## Supplied information
— START —

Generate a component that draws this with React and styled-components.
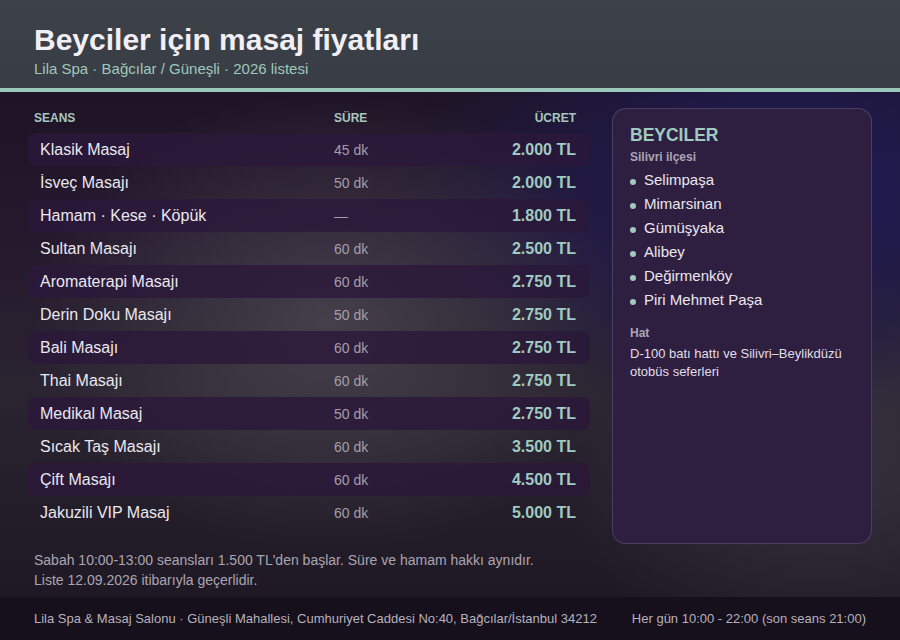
import React from "react";
import styled, { createGlobalStyle } from "styled-components";

const GlobalStyle = createGlobalStyle`
  html, body {
    margin: 0;
    padding: 0;
    background: #1a1320;
  }
  body {
    font-family: "Liberation Sans", Arial, sans-serif;
  }
`;

const services = [
  { name: "Klasik Masaj", time: "45 dk", price: "2.000 TL" },
  { name: "İsveç Masajı", time: "50 dk", price: "2.000 TL" },
  { name: "Hamam · Kese · Köpük", time: "—", price: "1.800 TL" },
  { name: "Sultan Masajı", time: "60 dk", price: "2.500 TL" },
  { name: "Aromaterapi Masajı", time: "60 dk", price: "2.750 TL" },
  { name: "Derin Doku Masajı", time: "50 dk", price: "2.750 TL" },
  { name: "Bali Masajı", time: "60 dk", price: "2.750 TL" },
  { name: "Thai Masajı", time: "60 dk", price: "2.750 TL" },
  { name: "Medikal Masaj", time: "50 dk", price: "2.750 TL" },
  { name: "Sıcak Taş Masajı", time: "60 dk", price: "3.500 TL" },
  { name: "Çift Masajı", time: "60 dk", price: "4.500 TL" },
  { name: "Jakuzili VIP Masaj", time: "60 dk", price: "5.000 TL" },
];

const areas = ["Selimpaşa", "Mimarsinan", "Gümüşyaka", "Alibey", "Değirmenköy", "Piri Mehmet Paşa"];

const App = () => {
  return (
    <Page>
      <GlobalStyle />
      <Header>
        <Title>Beyciler için masaj fiyatları</Title>
        <Subtitle>Lila Spa · Bağcılar / Güneşli · 2026 listesi</Subtitle>
      </Header>
      <Main>
        <PriceSection>
          <HeadRow>
            <HeadCell>SEANS</HeadCell>
            <HeadCell>SÜRE</HeadCell>
            <HeadCell align="right">ÜCRET</HeadCell>
          </HeadRow>
          {services.map((s, i) => (
            <Row key={s.name} striped={i % 2 === 0}>
              <Name>{s.name}</Name>
              <Duration>{s.time}</Duration>
              <Price>{s.price}</Price>
            </Row>
          ))}
          <Notes>
            Sabah 10:00-13:00 seansları 1.500 TL'den başlar. Süre ve hamam hakkı aynıdır.
            <br />
            Liste 12.09.2026 itibarıyla geçerlidir.
          </Notes>
        </PriceSection>
        <Card>
          <CardTitle>BEYCILER</CardTitle>
          <CardLabel>Silivri ilçesi</CardLabel>
          <AreaList>
            {areas.map((a) => (
              <AreaItem key={a}>{a}</AreaItem>
            ))}
          </AreaList>
          <CardLabel top="14px">Hat</CardLabel>
          <CardText>D-100 batı hattı ve Silivri–Beylikdüzü otobüs seferleri</CardText>
        </Card>
      </Main>
      <Footer>
        <span>Lila Spa &amp; Masaj Salonu · Güneşli Mahallesi, Cumhuriyet Caddesi No:40, Bağcılar/İstanbul 34212</span>
        <span>Her gün 10:00 - 22:00 (son seans 21:00)</span>
      </Footer>
    </Page>
  );
};

const Page = styled.div`
  width: 900px;
  height: 640px;
  display: flex;
  flex-direction: column;
  overflow: hidden;
  background:
    radial-gradient(ellipse 300px 230px at 330px 320px, rgba(92, 90, 96, 0.55), rgba(92, 90, 96, 0) 100%),
    radial-gradient(ellipse 380px 230px at 780px 190px, rgba(30, 28, 92, 0.95), rgba(30, 28, 92, 0) 100%),
    radial-gradient(ellipse 260px 200px at 820px 470px, rgba(70, 68, 78, 0.5), rgba(70, 68, 78, 0) 100%),
    linear-gradient(180deg, #1a1120 0%, #24182d 35%, #2a2430 62%, #1c1622 100%);
`;

const Header = styled.header`
  height: 92px;
  box-sizing: border-box;
  padding: 22px 34px 0;
  background: linear-gradient(180deg, #3d4249 0%, #383c44 100%);
  border-bottom: 4px solid #9cc8bc;
`;

const Title = styled.h1`
  margin: 0;
  font-size: 30px;
  line-height: 36px;
  font-weight: 700;
  color: #f1eef4;
`;

const Subtitle = styled.div`
  margin-top: 2px;
  font-size: 15px;
  line-height: 18px;
  color: #9fc8bd;
`;

const Main = styled.main`
  flex: 1;
  display: flex;
  gap: 22px;
  padding: 0 28px;
`;

const PriceSection = styled.section`
  width: 562px;
  padding-top: 19px;
  display: flex;
  flex-direction: column;
`;

const HeadRow = styled.div`
  display: grid;
  grid-template-columns: 300px 1fr auto;
  padding: 0 14px 0 6px;
  margin-bottom: 8px;
`;

const HeadCell = styled.div`
  font-size: 12px;
  line-height: 14px;
  font-weight: 700;
  color: #a7c6c0;
  text-align: ${(props) => props.align || "left"};
`;

const Row = styled.div`
  display: grid;
  grid-template-columns: 294px 1fr auto;
  align-items: center;
  height: 33px;
  padding: 0 14px 0 12px;
  border-radius: 8px;
  background: ${(props) => (props.striped ? "rgba(42, 24, 58, 0.8)" : "transparent")};
`;

const Name = styled.div`
  font-size: 16px;
  color: #ebe7ef;
`;

const Duration = styled.div`
  font-size: 14px;
  color: #a49eaa;
`;

const Price = styled.div`
  font-size: 16px;
  font-weight: 700;
  color: #9fcbc0;
  text-align: right;
`;

const Notes = styled.p`
  margin: 21px 0 0 6px;
  font-size: 14px;
  line-height: 20px;
  color: #aba5b1;
`;

const Card = styled.aside`
  margin-top: 16px;
  width: 260px;
  height: 436px;
  box-sizing: border-box;
  padding: 16px 17px;
  background: #2e1f40;
  border: 1px solid rgba(160, 140, 190, 0.28);
  border-radius: 14px;
`;

const CardTitle = styled.h2`
  margin: 0;
  font-size: 17.5px;
  line-height: 20px;
  font-weight: 700;
  color: #9fcbc0;
`;

const CardLabel = styled.div`
  margin-top: ${(props) => props.top || "5px"};
  font-size: 12px;
  line-height: 14px;
  font-weight: 700;
  color: #ada5b6;
`;

const AreaList = styled.ul`
  list-style: none;
  margin: 4px 0 0;
  padding: 0;
`;

const AreaItem = styled.li`
  display: flex;
  align-items: center;
  gap: 8px;
  font-size: 15px;
  line-height: 24px;
  color: #ebe7ef;
  &::before {
    content: "";
    width: 6px;
    height: 6px;
    margin-top: 3px;
    border-radius: 50%;
    background: #9fcbc0;
  }
`;

const CardText = styled.p`
  margin: 5px 0 0;
  font-size: 13px;
  line-height: 18px;
  color: #e2dee7;
`;

const Footer = styled.footer`
  height: 43px;
  flex-shrink: 0;
  display: flex;
  align-items: center;
  justify-content: space-between;
  padding: 0 34px;
  background: #160f1c;
  font-size: 13px;
  color: #b7b2bc;
`;

export default App;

— END —

All of the lines above should be printed exactly, minus the pictures.

Generate a component that draws this with React and styled-components.
import React from "react";
import styled, { createGlobalStyle } from "styled-components";

const GlobalStyle = createGlobalStyle`
  html, body {
    margin: 0;
    padding: 0;
    background: #1a1320;
  }
  body {
    font-family: "Liberation Sans", Arial, sans-serif;
  }
`;

const services = [
  { name: "Klasik Masaj", time: "45 dk", price: "2.000 TL" },
  { name: "İsveç Masajı", time: "50 dk", price: "2.000 TL" },
  { name: "Hamam · Kese · Köpük", time: "—", price: "1.800 TL" },
  { name: "Sultan Masajı", time: "60 dk", price: "2.500 TL" },
  { name: "Aromaterapi Masajı", time: "60 dk", price: "2.750 TL" },
  { name: "Derin Doku Masajı", time: "50 dk", price: "2.750 TL" },
  { name: "Bali Masajı", time: "60 dk", price: "2.750 TL" },
  { name: "Thai Masajı", time: "60 dk", price: "2.750 TL" },
  { name: "Medikal Masaj", time: "50 dk", price: "2.750 TL" },
  { name: "Sıcak Taş Masajı", time: "60 dk", price: "3.500 TL" },
  { name: "Çift Masajı", time: "60 dk", price: "4.500 TL" },
  { name: "Jakuzili VIP Masaj", time: "60 dk", price: "5.000 TL" },
];

const areas = ["Selimpaşa", "Mimarsinan", "Gümüşyaka", "Alibey", "Değirmenköy", "Piri Mehmet Paşa"];

const App = () => {
  return (
    <Page>
      <GlobalStyle />
      <Header>
        <Title>Beyciler için masaj fiyatları</Title>
        <Subtitle>Lila Spa · Bağcılar / Güneşli · 2026 listesi</Subtitle>
      </Header>
      <Main>
        <PriceSection>
          <HeadRow>
            <HeadCell>SEANS</HeadCell>
            <HeadCell>SÜRE</HeadCell>
            <HeadCell align="right">ÜCRET</HeadCell>
          </HeadRow>
          {services.map((s, i) => (
            <Row key={s.name} striped={i % 2 === 0}>
              <Name>{s.name}</Name>
              <Duration>{s.time}</Duration>
              <Price>{s.price}</Price>
            </Row>
          ))}
          <Notes>
            Sabah 10:00-13:00 seansları 1.500 TL'den başlar. Süre ve hamam hakkı aynıdır.
            <br />
            Liste 12.09.2026 itibarıyla geçerlidir.
          </Notes>
        </PriceSection>
        <Card>
          <CardTitle>BEYCILER</CardTitle>
          <CardLabel>Silivri ilçesi</CardLabel>
          <AreaList>
            {areas.map((a) => (
              <AreaItem key={a}>{a}</AreaItem>
            ))}
          </AreaList>
          <CardLabel top="14px">Hat</CardLabel>
          <CardText>D-100 batı hattı ve Silivri–Beylikdüzü otobüs seferleri</CardText>
        </Card>
      </Main>
      <Footer>
        <span>Lila Spa &amp; Masaj Salonu · Güneşli Mahallesi, Cumhuriyet Caddesi No:40, Bağcılar/İstanbul 34212</span>
        <span>Her gün 10:00 - 22:00 (son seans 21:00)</span>
      </Footer>
    </Page>
  );
};

const Page = styled.div`
  width: 900px;
  height: 640px;
  display: flex;
  flex-direction: column;
  overflow: hidden;
  background:
    radial-gradient(ellipse 300px 230px at 330px 320px, rgba(92, 90, 96, 0.55), rgba(92, 90, 96, 0) 100%),
    radial-gradient(ellipse 380px 230px at 780px 190px, rgba(30, 28, 92, 0.95), rgba(30, 28, 92, 0) 100%),
    radial-gradient(ellipse 260px 200px at 820px 470px, rgba(70, 68, 78, 0.5), rgba(70, 68, 78, 0) 100%),
    linear-gradient(180deg, #1a1120 0%, #24182d 35%, #2a2430 62%, #1c1622 100%);
`;

const Header = styled.header`
  height: 92px;
  box-sizing: border-box;
  padding: 22px 34px 0;
  background: linear-gradient(180deg, #3d4249 0%, #383c44 100%);
  border-bottom: 4px solid #9cc8bc;
`;

const Title = styled.h1`
  margin: 0;
  font-size: 30px;
  line-height: 36px;
  font-weight: 700;
  color: #f1eef4;
`;

const Subtitle = styled.div`
  margin-top: 2px;
  font-size: 15px;
  line-height: 18px;
  color: #9fc8bd;
`;

const Main = styled.main`
  flex: 1;
  display: flex;
  gap: 22px;
  padding: 0 28px;
`;

const PriceSection = styled.section`
  width: 562px;
  padding-top: 19px;
  display: flex;
  flex-direction: column;
`;

const HeadRow = styled.div`
  display: grid;
  grid-template-columns: 300px 1fr auto;
  padding: 0 14px 0 6px;
  margin-bottom: 8px;
`;

const HeadCell = styled.div`
  font-size: 12px;
  line-height: 14px;
  font-weight: 700;
  color: #a7c6c0;
  text-align: ${(props) => props.align || "left"};
`;

const Row = styled.div`
  display: grid;
  grid-template-columns: 294px 1fr auto;
  align-items: center;
  height: 33px;
  padding: 0 14px 0 12px;
  border-radius: 8px;
  background: ${(props) => (props.striped ? "rgba(42, 24, 58, 0.8)" : "transparent")};
`;

const Name = styled.div`
  font-size: 16px;
  color: #ebe7ef;
`;

const Duration = styled.div`
  font-size: 14px;
  color: #a49eaa;
`;

const Price = styled.div`
  font-size: 16px;
  font-weight: 700;
  color: #9fcbc0;
  text-align: right;
`;

const Notes = styled.p`
  margin: 21px 0 0 6px;
  font-size: 14px;
  line-height: 20px;
  color: #aba5b1;
`;

const Card = styled.aside`
  margin-top: 16px;
  width: 260px;
  height: 436px;
  box-sizing: border-box;
  padding: 16px 17px;
  background: #2e1f40;
  border: 1px solid rgba(160, 140, 190, 0.28);
  border-radius: 14px;
`;

const CardTitle = styled.h2`
  margin: 0;
  font-size: 17.5px;
  line-height: 20px;
  font-weight: 700;
  color: #9fcbc0;
`;

const CardLabel = styled.div`
  margin-top: ${(props) => props.top || "5px"};
  font-size: 12px;
  line-height: 14px;
  font-weight: 700;
  color: #ada5b6;
`;

const AreaList = styled.ul`
  list-style: none;
  margin: 4px 0 0;
  padding: 0;
`;

const AreaItem = styled.li`
  display: flex;
  align-items: center;
  gap: 8px;
  font-size: 15px;
  line-height: 24px;
  color: #ebe7ef;
  &::before {
    content: "";
    width: 6px;
    height: 6px;
    margin-top: 3px;
    border-radius: 50%;
    background: #9fcbc0;
  }
`;

const CardText = styled.p`
  margin: 5px 0 0;
  font-size: 13px;
  line-height: 18px;
  color: #e2dee7;
`;

const Footer = styled.footer`
  height: 43px;
  flex-shrink: 0;
  display: flex;
  align-items: center;
  justify-content: space-between;
  padding: 0 34px;
  background: #160f1c;
  font-size: 13px;
  color: #b7b2bc;
`;

export default App;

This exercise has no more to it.